Exercise aim ▸ All of the material should be reproduced exactly, with pictures left out.

Supplied information ▸
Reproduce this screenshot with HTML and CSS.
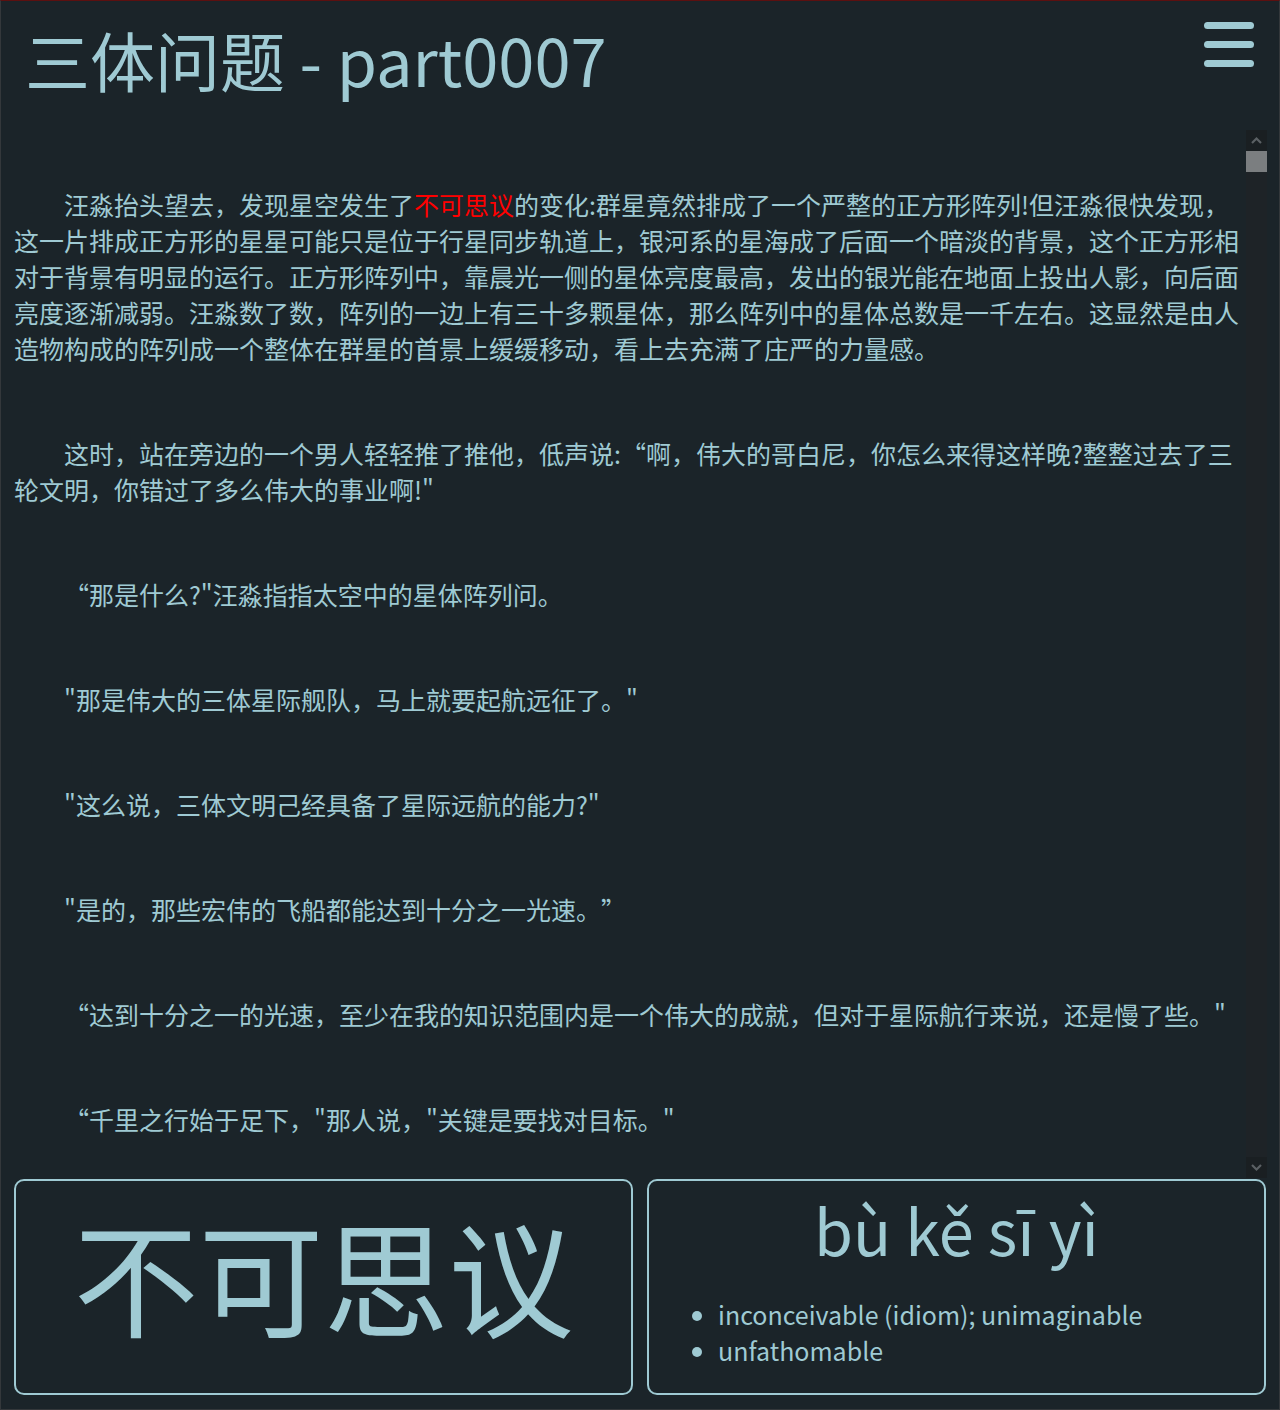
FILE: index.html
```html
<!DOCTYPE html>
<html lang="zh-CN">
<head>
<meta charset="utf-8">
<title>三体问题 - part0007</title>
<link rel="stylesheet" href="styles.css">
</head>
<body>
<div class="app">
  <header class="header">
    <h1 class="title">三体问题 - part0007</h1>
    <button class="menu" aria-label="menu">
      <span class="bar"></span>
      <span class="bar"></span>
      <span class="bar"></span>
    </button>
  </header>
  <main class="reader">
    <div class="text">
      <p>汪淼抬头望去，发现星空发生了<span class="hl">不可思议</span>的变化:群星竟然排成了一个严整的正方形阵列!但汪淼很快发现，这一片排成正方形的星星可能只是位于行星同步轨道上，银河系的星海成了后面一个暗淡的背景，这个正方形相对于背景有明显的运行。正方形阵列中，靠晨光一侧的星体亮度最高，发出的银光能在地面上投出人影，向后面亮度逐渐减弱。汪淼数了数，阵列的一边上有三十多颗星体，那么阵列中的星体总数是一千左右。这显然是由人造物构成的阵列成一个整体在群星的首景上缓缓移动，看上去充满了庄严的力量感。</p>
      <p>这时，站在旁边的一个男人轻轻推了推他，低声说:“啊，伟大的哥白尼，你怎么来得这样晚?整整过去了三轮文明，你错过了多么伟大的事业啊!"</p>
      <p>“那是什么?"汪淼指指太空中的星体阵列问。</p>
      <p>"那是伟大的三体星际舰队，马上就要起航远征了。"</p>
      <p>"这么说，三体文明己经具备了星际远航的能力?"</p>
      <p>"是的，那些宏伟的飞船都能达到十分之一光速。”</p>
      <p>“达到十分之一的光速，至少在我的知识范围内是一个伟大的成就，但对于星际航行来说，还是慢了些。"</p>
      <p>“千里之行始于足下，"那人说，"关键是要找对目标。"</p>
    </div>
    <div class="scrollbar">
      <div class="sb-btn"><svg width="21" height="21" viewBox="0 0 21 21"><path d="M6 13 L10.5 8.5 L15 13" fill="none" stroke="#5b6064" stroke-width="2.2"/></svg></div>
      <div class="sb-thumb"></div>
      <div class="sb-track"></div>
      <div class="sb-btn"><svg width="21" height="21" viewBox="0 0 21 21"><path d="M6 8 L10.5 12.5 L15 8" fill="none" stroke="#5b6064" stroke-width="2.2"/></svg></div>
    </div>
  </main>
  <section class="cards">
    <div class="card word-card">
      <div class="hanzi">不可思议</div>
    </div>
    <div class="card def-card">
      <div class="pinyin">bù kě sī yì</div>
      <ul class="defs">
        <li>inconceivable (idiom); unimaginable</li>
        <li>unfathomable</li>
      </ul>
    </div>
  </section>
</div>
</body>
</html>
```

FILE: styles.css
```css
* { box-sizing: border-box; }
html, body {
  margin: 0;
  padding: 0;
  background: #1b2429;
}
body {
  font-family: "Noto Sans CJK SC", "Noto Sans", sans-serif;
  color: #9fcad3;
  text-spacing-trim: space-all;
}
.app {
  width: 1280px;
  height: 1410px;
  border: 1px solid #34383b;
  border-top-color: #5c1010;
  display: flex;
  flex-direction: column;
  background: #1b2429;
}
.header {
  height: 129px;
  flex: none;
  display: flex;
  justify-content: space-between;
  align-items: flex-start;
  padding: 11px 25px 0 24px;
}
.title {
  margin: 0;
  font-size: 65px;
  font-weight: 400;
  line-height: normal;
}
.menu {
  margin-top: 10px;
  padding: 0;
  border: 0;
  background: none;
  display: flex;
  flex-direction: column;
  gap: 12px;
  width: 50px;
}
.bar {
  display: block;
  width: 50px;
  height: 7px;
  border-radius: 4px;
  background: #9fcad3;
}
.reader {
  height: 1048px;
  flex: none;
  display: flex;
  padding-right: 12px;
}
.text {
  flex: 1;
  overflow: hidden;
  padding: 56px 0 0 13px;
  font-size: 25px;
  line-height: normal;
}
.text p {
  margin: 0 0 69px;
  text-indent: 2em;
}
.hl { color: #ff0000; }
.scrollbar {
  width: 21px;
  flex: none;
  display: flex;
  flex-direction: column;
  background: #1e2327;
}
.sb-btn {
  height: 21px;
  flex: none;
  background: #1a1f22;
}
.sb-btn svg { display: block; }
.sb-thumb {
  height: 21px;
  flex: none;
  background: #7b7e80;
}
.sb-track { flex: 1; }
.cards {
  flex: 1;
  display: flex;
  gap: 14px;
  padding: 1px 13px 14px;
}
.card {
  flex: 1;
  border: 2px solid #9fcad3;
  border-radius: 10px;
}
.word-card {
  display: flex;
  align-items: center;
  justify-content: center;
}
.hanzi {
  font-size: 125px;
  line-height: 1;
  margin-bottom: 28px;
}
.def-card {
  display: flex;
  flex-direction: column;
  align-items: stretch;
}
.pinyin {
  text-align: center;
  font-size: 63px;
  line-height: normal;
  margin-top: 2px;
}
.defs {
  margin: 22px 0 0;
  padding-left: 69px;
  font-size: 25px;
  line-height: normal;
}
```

Exercise response ▸
Reproduce this screenshot with HTML and CSS.
FILE: index.html
```html
<!DOCTYPE html>
<html lang="zh-CN">
<head>
<meta charset="utf-8">
<title>三体问题 - part0007</title>
<link rel="stylesheet" href="styles.css">
</head>
<body>
<div class="app">
  <header class="header">
    <h1 class="title">三体问题 - part0007</h1>
    <button class="menu" aria-label="menu">
      <span class="bar"></span>
      <span class="bar"></span>
      <span class="bar"></span>
    </button>
  </header>
  <main class="reader">
    <div class="text">
      <p>汪淼抬头望去，发现星空发生了<span class="hl">不可思议</span>的变化:群星竟然排成了一个严整的正方形阵列!但汪淼很快发现，这一片排成正方形的星星可能只是位于行星同步轨道上，银河系的星海成了后面一个暗淡的背景，这个正方形相对于背景有明显的运行。正方形阵列中，靠晨光一侧的星体亮度最高，发出的银光能在地面上投出人影，向后面亮度逐渐减弱。汪淼数了数，阵列的一边上有三十多颗星体，那么阵列中的星体总数是一千左右。这显然是由人造物构成的阵列成一个整体在群星的首景上缓缓移动，看上去充满了庄严的力量感。</p>
      <p>这时，站在旁边的一个男人轻轻推了推他，低声说:“啊，伟大的哥白尼，你怎么来得这样晚?整整过去了三轮文明，你错过了多么伟大的事业啊!"</p>
      <p>“那是什么?"汪淼指指太空中的星体阵列问。</p>
      <p>"那是伟大的三体星际舰队，马上就要起航远征了。"</p>
      <p>"这么说，三体文明己经具备了星际远航的能力?"</p>
      <p>"是的，那些宏伟的飞船都能达到十分之一光速。”</p>
      <p>“达到十分之一的光速，至少在我的知识范围内是一个伟大的成就，但对于星际航行来说，还是慢了些。"</p>
      <p>“千里之行始于足下，"那人说，"关键是要找对目标。"</p>
    </div>
    <div class="scrollbar">
      <div class="sb-btn"><svg width="21" height="21" viewBox="0 0 21 21"><path d="M6 13 L10.5 8.5 L15 13" fill="none" stroke="#5b6064" stroke-width="2.2"/></svg></div>
      <div class="sb-thumb"></div>
      <div class="sb-track"></div>
      <div class="sb-btn"><svg width="21" height="21" viewBox="0 0 21 21"><path d="M6 8 L10.5 12.5 L15 8" fill="none" stroke="#5b6064" stroke-width="2.2"/></svg></div>
    </div>
  </main>
  <section class="cards">
    <div class="card word-card">
      <div class="hanzi">不可思议</div>
    </div>
    <div class="card def-card">
      <div class="pinyin">bù kě sī yì</div>
      <ul class="defs">
        <li>inconceivable (idiom); unimaginable</li>
        <li>unfathomable</li>
      </ul>
    </div>
  </section>
</div>
</body>
</html>
```

FILE: styles.css
```css
* { box-sizing: border-box; }
html, body {
  margin: 0;
  padding: 0;
  background: #1b2429;
}
body {
  font-family: "Noto Sans CJK SC", "Noto Sans", sans-serif;
  color: #9fcad3;
  text-spacing-trim: space-all;
}
.app {
  width: 1280px;
  height: 1410px;
  border: 1px solid #34383b;
  border-top-color: #5c1010;
  display: flex;
  flex-direction: column;
  background: #1b2429;
}
.header {
  height: 129px;
  flex: none;
  display: flex;
  justify-content: space-between;
  align-items: flex-start;
  padding: 11px 25px 0 24px;
}
.title {
  margin: 0;
  font-size: 65px;
  font-weight: 400;
  line-height: normal;
}
.menu {
  margin-top: 10px;
  padding: 0;
  border: 0;
  background: none;
  display: flex;
  flex-direction: column;
  gap: 12px;
  width: 50px;
}
.bar {
  display: block;
  width: 50px;
  height: 7px;
  border-radius: 4px;
  background: #9fcad3;
}
.reader {
  height: 1048px;
  flex: none;
  display: flex;
  padding-right: 12px;
}
.text {
  flex: 1;
  overflow: hidden;
  padding: 56px 0 0 13px;
  font-size: 25px;
  line-height: normal;
}
.text p {
  margin: 0 0 69px;
  text-indent: 2em;
}
.hl { color: #ff0000; }
.scrollbar {
  width: 21px;
  flex: none;
  display: flex;
  flex-direction: column;
  background: #1e2327;
}
.sb-btn {
  height: 21px;
  flex: none;
  background: #1a1f22;
}
.sb-btn svg { display: block; }
.sb-thumb {
  height: 21px;
  flex: none;
  background: #7b7e80;
}
.sb-track { flex: 1; }
.cards {
  flex: 1;
  display: flex;
  gap: 14px;
  padding: 1px 13px 14px;
}
.card {
  flex: 1;
  border: 2px solid #9fcad3;
  border-radius: 10px;
}
.word-card {
  display: flex;
  align-items: center;
  justify-content: center;
}
.hanzi {
  font-size: 125px;
  line-height: 1;
  margin-bottom: 28px;
}
.def-card {
  display: flex;
  flex-direction: column;
  align-items: stretch;
}
.pinyin {
  text-align: center;
  font-size: 63px;
  line-height: normal;
  margin-top: 2px;
}
.defs {
  margin: 22px 0 0;
  padding-left: 69px;
  font-size: 25px;
  line-height: normal;
}
```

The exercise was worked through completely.